Exercise prompt
Set down each line of the data below exactly as it stands, dropping the pictures.

Data extract
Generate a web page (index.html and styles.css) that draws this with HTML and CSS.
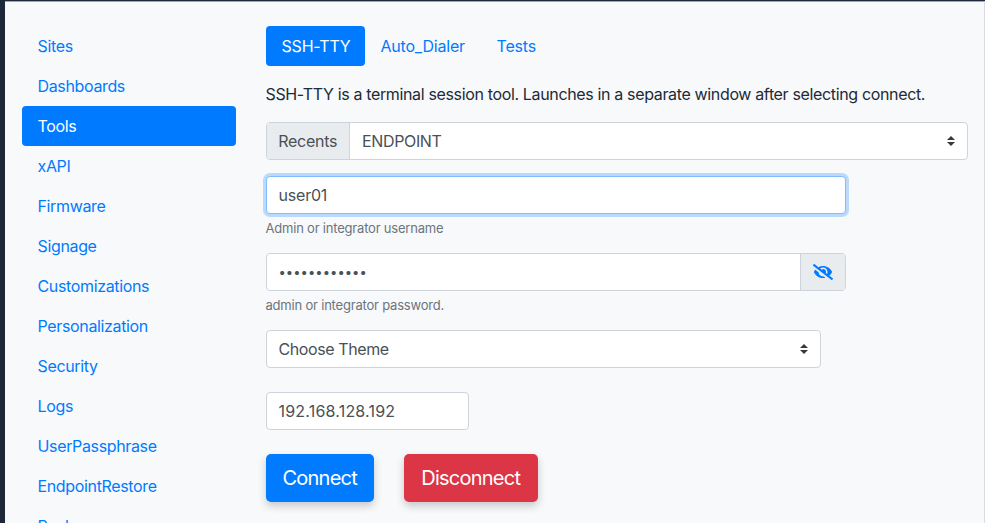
FILE: index.html
```html
<!DOCTYPE html>
<html lang="en">
<head>
<meta charset="utf-8">
<title>SSH-TTY</title>
<link rel="stylesheet" href="styles.css">
</head>
<body>
<div class="panel">
  <nav class="sidebar">
    <a class="pill">Sites</a>
    <a class="pill">Dashboards</a>
    <a class="pill active">Tools</a>
    <a class="pill">xAPI</a>
    <a class="pill">Firmware</a>
    <a class="pill">Signage</a>
    <a class="pill">Customizations</a>
    <a class="pill">Personalization</a>
    <a class="pill">Security</a>
    <a class="pill">Logs</a>
    <a class="pill">UserPassphrase</a>
    <a class="pill">EndpointRestore</a>
    <a class="pill">Backup</a>
  </nav>
  <main class="content">
    <div class="tabs">
      <a class="pill active tab-ssh">SSH-TTY</a>
      <a class="pill tab-dialer">Auto_Dialer</a>
      <a class="pill">Tests</a>
    </div>
    <p class="intro">SSH-TTY is a terminal session tool. Launches in a separate window after selecting connect.</p>
    <div class="field recents">
      <span class="addon label">Recents</span>
      <span class="value endpoint">ENDPOINT</span>
      <svg class="caret" viewBox="0 0 4 5"><path d="M2 0L0 2h4zm0 5L0 3h4z"/></svg>
    </div>
    <div class="field user focused"><span class="value">user01</span></div>
    <small class="help">Admin or integrator username</small>
    <div class="field password">
      <span class="value dots">••••••••••••</span>
      <span class="addon eye"><svg viewBox="0 0 640 512"><path d="M320 400c-75.850 0-137.250-58.710-142.900-133.110L72.200 185.820c-13.790 17.300-26.480 35.590-36.720 55.590a32.350 32.350 0 0 0 0 29.190C89.710 376.410 197.070 448 320 448c26.910 0 52.870-4 77.890-10.460L346 397.390a144.130 144.130 0 0 1-26 2.610zm313.820 58.100l-110.550-85.440a331.250 331.250 0 0 0 81.250-102.070 32.350 32.350 0 0 0 0-29.190C550.290 135.590 442.930 64 320 64a308.150 308.150 0 0 0-147.320 37.700L45.460 3.370A16 16 0 0 0 23 6.180L3.370 31.450A16 16 0 0 0 6.180 53.900l588.360 454.730a16 16 0 0 0 22.460-2.810l19.640-25.270a16 16 0 0 0-2.820-22.450zm-183.720-142l-39.300-30.380A94.750 94.750 0 0 0 416 256a94.760 94.760 0 0 0-121.310-92.210A47.650 47.650 0 0 1 304 192a46.640 46.640 0 0 1-1.540 10l-73.610-56.890A142.310 142.310 0 0 1 320 112a143.920 143.920 0 0 1 144 144c0 21.630-5.290 41.790-13.900 60.110z"/></svg></span>
    </div>
    <small class="help help-password">admin or integrator password.</small>
    <div class="field theme">
      <span class="value">Choose Theme</span>
      <svg class="caret" viewBox="0 0 4 5"><path d="M2 0L0 2h4zm0 5L0 3h4z"/></svg>
    </div>
    <div class="field address"><span class="value ip">192.168.128.192</span></div>
    <div class="actions">
      <button class="btn connect">Connect</button>
      <button class="btn disconnect">Disconnect</button>
    </div>
  </main>
</div>
</body>
</html>
```
FILE: styles.css
```css
* { box-sizing: border-box; }
html { height: 100%; overflow: hidden; background: #1f283a; }
body {
  margin: 0;
  height: 100%;
  overflow: hidden;
  padding: 1px 0 0 5px;
  font: 16px/24px Inter, "Liberation Sans", sans-serif;
  letter-spacing: -0.35px;
  color: #212a37;
}
.panel {
  display: flex;
  height: 522px;
  overflow: hidden;
  padding: 24px 16px 0 17px;
  background: #f8f9fb;
  border-top: 1px solid #a3a5b9;
  border-right: 1px solid #d9dde2;
}
.sidebar { width: 214px; margin-right: 29.5px; }
.pill {
  display: block;
  height: 40px;
  padding: 8px 16px;
  border-radius: 4px;
  color: #007bff;
  white-space: nowrap;
}
.sidebar .pill { padding-left: 15.5px; }
.pill.active { background: #007bff; color: #fff; }
.content { flex: 1; min-width: 0; }
.tabs { display: flex; margin-bottom: 16px; letter-spacing: -0.2px; }
.tab-ssh { width: 99px; }
.tab-dialer { width: 116px; }
.intro { margin: 0 0 16px; height: 24px; white-space: nowrap; }
.field {
  display: flex;
  align-items: center;
  height: 38px;
  background: #fff;
  border: 1px solid #ced4da;
  border-radius: 4px;
  color: #495057;
}
.value { flex: 1; padding-left: 12px; }
.addon {
  display: flex;
  align-items: center;
  justify-content: center;
  height: 36px;
  background: #e9ecef;
}
.label { width: 83.5px; border-right: 1px solid #ced4da; border-radius: 3px 0 0 3px; letter-spacing: -0.25px; }
.caret { width: 8px; height: 10px; margin-right: 12px; fill: #343a40; }
.user { width: 580px; margin-top: 16px; letter-spacing: -0.2px; }
.focused { border-color: #80bdff; box-shadow: 0 0 0 3px rgba(0, 123, 255, .25); }
.help {
  display: block;
  height: 20px;
  margin: 4px 0 15px;
  font-size: 13px;
  line-height: 20px;
  letter-spacing: -0.2px;
  color: #6c757d;
}
.password { width: 580px; }
.dots { font-size: 13px; letter-spacing: 0.05px; }
.eye { width: 45px; border-left: 1px solid #ced4da; border-radius: 0 3px 3px 0; }
.eye svg { width: 20px; height: 16px; fill: #007bff; }
.help-password { margin-bottom: 15px; }
.theme { width: 555px; letter-spacing: -0.4px; }
.address { width: 203px; margin-top: 24px; letter-spacing: 0.2px; }
.actions { display: flex; gap: 30px; margin-top: 24px; }
.btn {
  height: 48px;
  padding: 0;
  border: 0;
  border-radius: 5px;
  font: 20px/48px Inter, "Liberation Sans", sans-serif;
  letter-spacing: -0.75px;
  color: #fff;
  box-shadow: 0 4px 8px rgba(0, 0, 0, .2);
}
.connect { width: 108.5px; background: #007bff; }
.disconnect { width: 133.5px; background: #dc3545; }
```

Reply to the exercise
Generate a web page (index.html and styles.css) that draws this with HTML and CSS.
FILE: index.html
```html
<!DOCTYPE html>
<html lang="en">
<head>
<meta charset="utf-8">
<title>SSH-TTY</title>
<link rel="stylesheet" href="styles.css">
</head>
<body>
<div class="panel">
  <nav class="sidebar">
    <a class="pill">Sites</a>
    <a class="pill">Dashboards</a>
    <a class="pill active">Tools</a>
    <a class="pill">xAPI</a>
    <a class="pill">Firmware</a>
    <a class="pill">Signage</a>
    <a class="pill">Customizations</a>
    <a class="pill">Personalization</a>
    <a class="pill">Security</a>
    <a class="pill">Logs</a>
    <a class="pill">UserPassphrase</a>
    <a class="pill">EndpointRestore</a>
    <a class="pill">Backup</a>
  </nav>
  <main class="content">
    <div class="tabs">
      <a class="pill active tab-ssh">SSH-TTY</a>
      <a class="pill tab-dialer">Auto_Dialer</a>
      <a class="pill">Tests</a>
    </div>
    <p class="intro">SSH-TTY is a terminal session tool. Launches in a separate window after selecting connect.</p>
    <div class="field recents">
      <span class="addon label">Recents</span>
      <span class="value endpoint">ENDPOINT</span>
      <svg class="caret" viewBox="0 0 4 5"><path d="M2 0L0 2h4zm0 5L0 3h4z"/></svg>
    </div>
    <div class="field user focused"><span class="value">user01</span></div>
    <small class="help">Admin or integrator username</small>
    <div class="field password">
      <span class="value dots">••••••••••••</span>
      <span class="addon eye"><svg viewBox="0 0 640 512"><path d="M320 400c-75.850 0-137.250-58.710-142.900-133.110L72.200 185.820c-13.790 17.300-26.480 35.590-36.720 55.590a32.350 32.350 0 0 0 0 29.190C89.710 376.410 197.070 448 320 448c26.910 0 52.870-4 77.890-10.460L346 397.390a144.130 144.130 0 0 1-26 2.610zm313.820 58.100l-110.550-85.440a331.250 331.250 0 0 0 81.250-102.070 32.350 32.350 0 0 0 0-29.190C550.290 135.590 442.930 64 320 64a308.150 308.150 0 0 0-147.320 37.700L45.460 3.370A16 16 0 0 0 23 6.180L3.370 31.450A16 16 0 0 0 6.180 53.900l588.360 454.730a16 16 0 0 0 22.460-2.810l19.640-25.270a16 16 0 0 0-2.820-22.450zm-183.720-142l-39.300-30.380A94.750 94.750 0 0 0 416 256a94.760 94.760 0 0 0-121.310-92.210A47.650 47.650 0 0 1 304 192a46.640 46.640 0 0 1-1.540 10l-73.610-56.890A142.310 142.310 0 0 1 320 112a143.920 143.920 0 0 1 144 144c0 21.630-5.290 41.790-13.900 60.110z"/></svg></span>
    </div>
    <small class="help help-password">admin or integrator password.</small>
    <div class="field theme">
      <span class="value">Choose Theme</span>
      <svg class="caret" viewBox="0 0 4 5"><path d="M2 0L0 2h4zm0 5L0 3h4z"/></svg>
    </div>
    <div class="field address"><span class="value ip">192.168.128.192</span></div>
    <div class="actions">
      <button class="btn connect">Connect</button>
      <button class="btn disconnect">Disconnect</button>
    </div>
  </main>
</div>
</body>
</html>
```
FILE: styles.css
```css
* { box-sizing: border-box; }
html { height: 100%; overflow: hidden; background: #1f283a; }
body {
  margin: 0;
  height: 100%;
  overflow: hidden;
  padding: 1px 0 0 5px;
  font: 16px/24px Inter, "Liberation Sans", sans-serif;
  letter-spacing: -0.35px;
  color: #212a37;
}
.panel {
  display: flex;
  height: 522px;
  overflow: hidden;
  padding: 24px 16px 0 17px;
  background: #f8f9fb;
  border-top: 1px solid #a3a5b9;
  border-right: 1px solid #d9dde2;
}
.sidebar { width: 214px; margin-right: 29.5px; }
.pill {
  display: block;
  height: 40px;
  padding: 8px 16px;
  border-radius: 4px;
  color: #007bff;
  white-space: nowrap;
}
.sidebar .pill { padding-left: 15.5px; }
.pill.active { background: #007bff; color: #fff; }
.content { flex: 1; min-width: 0; }
.tabs { display: flex; margin-bottom: 16px; letter-spacing: -0.2px; }
.tab-ssh { width: 99px; }
.tab-dialer { width: 116px; }
.intro { margin: 0 0 16px; height: 24px; white-space: nowrap; }
.field {
  display: flex;
  align-items: center;
  height: 38px;
  background: #fff;
  border: 1px solid #ced4da;
  border-radius: 4px;
  color: #495057;
}
.value { flex: 1; padding-left: 12px; }
.addon {
  display: flex;
  align-items: center;
  justify-content: center;
  height: 36px;
  background: #e9ecef;
}
.label { width: 83.5px; border-right: 1px solid #ced4da; border-radius: 3px 0 0 3px; letter-spacing: -0.25px; }
.caret { width: 8px; height: 10px; margin-right: 12px; fill: #343a40; }
.user { width: 580px; margin-top: 16px; letter-spacing: -0.2px; }
.focused { border-color: #80bdff; box-shadow: 0 0 0 3px rgba(0, 123, 255, .25); }
.help {
  display: block;
  height: 20px;
  margin: 4px 0 15px;
  font-size: 13px;
  line-height: 20px;
  letter-spacing: -0.2px;
  color: #6c757d;
}
.password { width: 580px; }
.dots { font-size: 13px; letter-spacing: 0.05px; }
.eye { width: 45px; border-left: 1px solid #ced4da; border-radius: 0 3px 3px 0; }
.eye svg { width: 20px; height: 16px; fill: #007bff; }
.help-password { margin-bottom: 15px; }
.theme { width: 555px; letter-spacing: -0.4px; }
.address { width: 203px; margin-top: 24px; letter-spacing: 0.2px; }
.actions { display: flex; gap: 30px; margin-top: 24px; }
.btn {
  height: 48px;
  padding: 0;
  border: 0;
  border-radius: 5px;
  font: 20px/48px Inter, "Liberation Sans", sans-serif;
  letter-spacing: -0.75px;
  color: #fff;
  box-shadow: 0 4px 8px rgba(0, 0, 0, .2);
}
.connect { width: 108.5px; background: #007bff; }
.disconnect { width: 133.5px; background: #dc3545; }
```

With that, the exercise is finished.